Revolução diagnósticaNo entanto, os avanços terapêuticos são apenas uma parte dessa transformação científica que o Alzheimer está vivenciando. A outra perna, o diagnóstico, também está avançando a passos largos. Acima de tudo, com o desenvolvimento de biomarcadores que identificam traços biológicos da doença em idades cada vez mais precoces. Os autores estimam que a chegada dos biomarcadores plasmáticos, que detectam traços da doença no sangue — com uma extração simples, como a realizada em um exame de sangue convencional, é possível identificar sinais bioquímicos da doença — "levará a uma nova revolução diagnóstica".

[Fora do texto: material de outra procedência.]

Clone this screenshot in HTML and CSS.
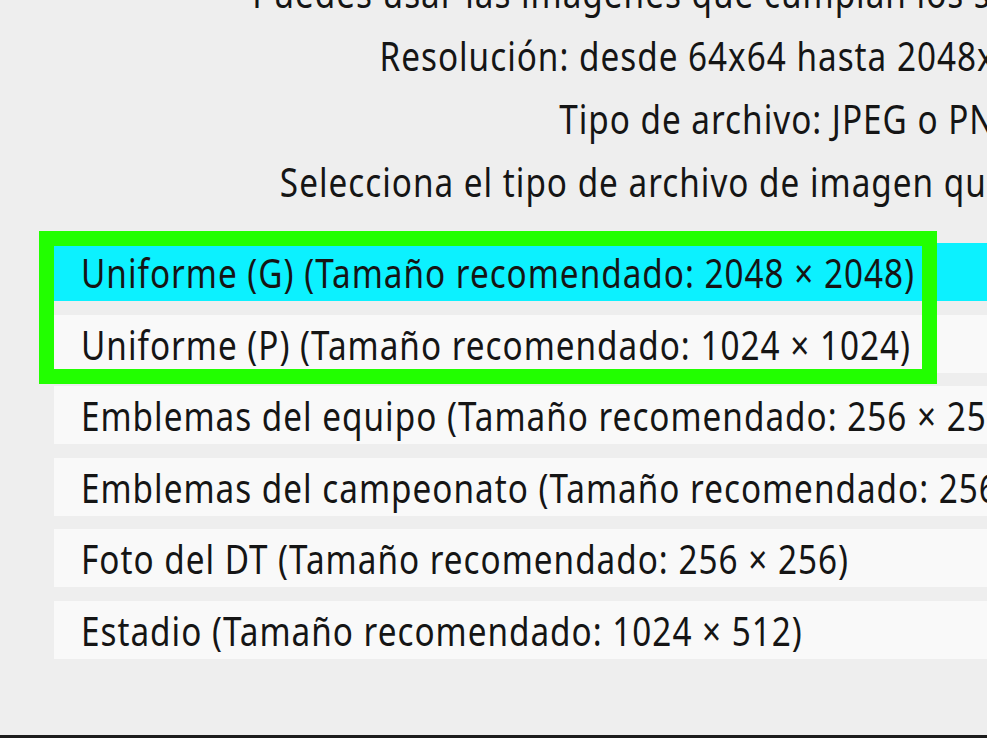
FILE: index.html
```html
<!DOCTYPE html>
<html lang="es">
<head>
<meta charset="utf-8">
<title>Importar imagen</title>
<link rel="stylesheet" href="styles.css">
</head>
<body>
<div class="screen">
  <section class="panel">
    <div class="intro">
      <p class="intro-line">Puedes usar las imágenes que cumplan los siguientes requisitos:</p>
      <p class="intro-line">Resolución: desde 64x64 hasta 2048x2048 píxeles</p>
      <p class="intro-line">Tipo de archivo: JPEG o PNG</p>
      <p class="intro-line">Selecciona el tipo de archivo de imagen que quieres importar.</p>
    </div>
    <ul class="options">
      <li class="option is-selected"><span class="label">Uniforme (G) (Tamaño recomendado: 2048 × 2048)</span></li>
      <li class="option"><span class="label">Uniforme (P) (Tamaño recomendado: 1024 × 1024)</span></li>
      <li class="option"><span class="label">Emblemas del equipo (Tamaño recomendado: 256 × 256)</span></li>
      <li class="option"><span class="label">Emblemas del campeonato (Tamaño recomendado: 256 × 256)</span></li>
      <li class="option"><span class="label">Foto del DT (Tamaño recomendado: 256 × 256)</span></li>
      <li class="option"><span class="label">Estadio (Tamaño recomendado: 1024 × 512)</span></li>
      <li class="focus-ring" aria-hidden="true"></li>
    </ul>
  </section>
</div>
</body>
</html>
```

FILE: styles.css
```css
html, body {
  margin: 0;
  padding: 0;
  background: #eeeeee;
  overflow: hidden;
}

body {
  font-family: "Noto Sans", "DejaVu Sans", sans-serif;
  font-size: 40px;
  color: #151515;
}

.screen {
  height: 738px;
  box-sizing: border-box;
  border-bottom: 3px solid #1c1c1c;
  overflow: hidden;
}

.panel {
  margin-left: 54px;
  width: 1472px;
}

/* the UI face is a narrow DIN-style sans; squeeze the text horizontally */
.intro {
  margin-top: -39px;
  text-align: center;
  letter-spacing: 1.2px;
}

.intro-line {
  margin: 0;
  line-height: 63px;
  white-space: nowrap;
  transform: scaleX(0.832);
}

.options {
  position: relative;
  list-style: none;
  margin: 30px 0 0;
  padding: 0;
  display: flex;
  flex-direction: column;
  gap: 13.6px;
}

.option {
  height: 58px;
  box-sizing: border-box;
  padding: 2px 0 0 27px;
  line-height: 55px;
  background: #f9f9f9;
  letter-spacing: 1.2px;
  white-space: nowrap;
}

.option .label {
  display: inline-block;
  transform: scaleX(0.832);
  transform-origin: 0 50%;
}

.option.is-selected {
  background: #0cf1ff;
}

/* keyboard focus highlight drawn over the first two entries */
.focus-ring {
  position: absolute;
  left: -15px;
  top: -12px;
  width: 898px;
  height: 153px;
  box-sizing: border-box;
  border: 15px solid #22ff00;
  pointer-events: none;
}
```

Essas ferramentas são "cruciais" para confirmar o diagnóstico em todos os estágios da doença, afirma Fortea. O médico explica que, quando a avaliação clínica e o exame neuropsicológico confirmam comprometimento cognitivo leve, em 60% dos casos será Alzheimer, mas nos outros 40% não; e, dependendo da situação, a progressão e o prognóstico do paciente serão muito diferentes. "Portanto, preciso absolutamente de um biomarcador para identificar quem tem Alzheimer. Caso contrário, não saberei o que está acontecendo", afirma. Em cenários assintomáticos, por outro lado, a única maneira de selecionar pessoas com Alzheimer também será o biomarcador, afirma. "No dia em que houver tratamentos preventivos, esse biomarcador será nossa única ferramenta para identificar essas pessoas", acrescenta.
O médico está bastante otimista em relação ao médio prazo: “Agora podemos diagnosticar a presença de proteínas [relacionadas ao Alzheimer] no cérebro de pessoas cognitivamente saudáveis. Ainda não podemos prever com certeza se ou quando todas essas pessoas que têm essas proteínas no cérebro desenvolverão a doença, e é por isso que o rastreamento populacional não é recomendado, mas isso não é ficção científica. São ensaios clínicos que estão em andamento e serão publicados em 2027. Em dois anos, saberemos se a remoção do amiloide em pessoas sem sintomas retarda o início da doença.”
Se for esse o caso, ele especifica, "seria justificável realizar exames populacionais e tentar preveni-la". "Ainda não chegamos lá, mas temos ferramentas de diagnóstico que funcionam e os ensaios clínicos estão em andamento. Isso não se limita a esses dois medicamentos aprovados; há muitos outros por vir, não apenas nesses estágios da doença, mas também em outros. A doença em cinco anos pode ser irreconhecível do ponto de vista de como a tratamos, prevenimos e o que fazemos."
Especialistas também preveem um impulso na área da prevenção. De fato, uma revisão científica identificou 14 fatores de risco (tabaco, hipertensão, sedentarismo e poluição, entre outros) que devem ser evitados para evitar quase metade dos casos de demência. "Há potencial na prevenção", argumenta Eider Arenaza-Urquijo, pesquisadora do ISGlobal e autora de um dos artigos da série The Lancet : "Já vimos um estudo que mostrou que uma intervenção no estilo de vida — exercício físico, nutrição, atividade cognitiva e social — tem impacto no declínio cognitivo em pessoas com maior risco de desenvolver Alzheimer", exemplifica.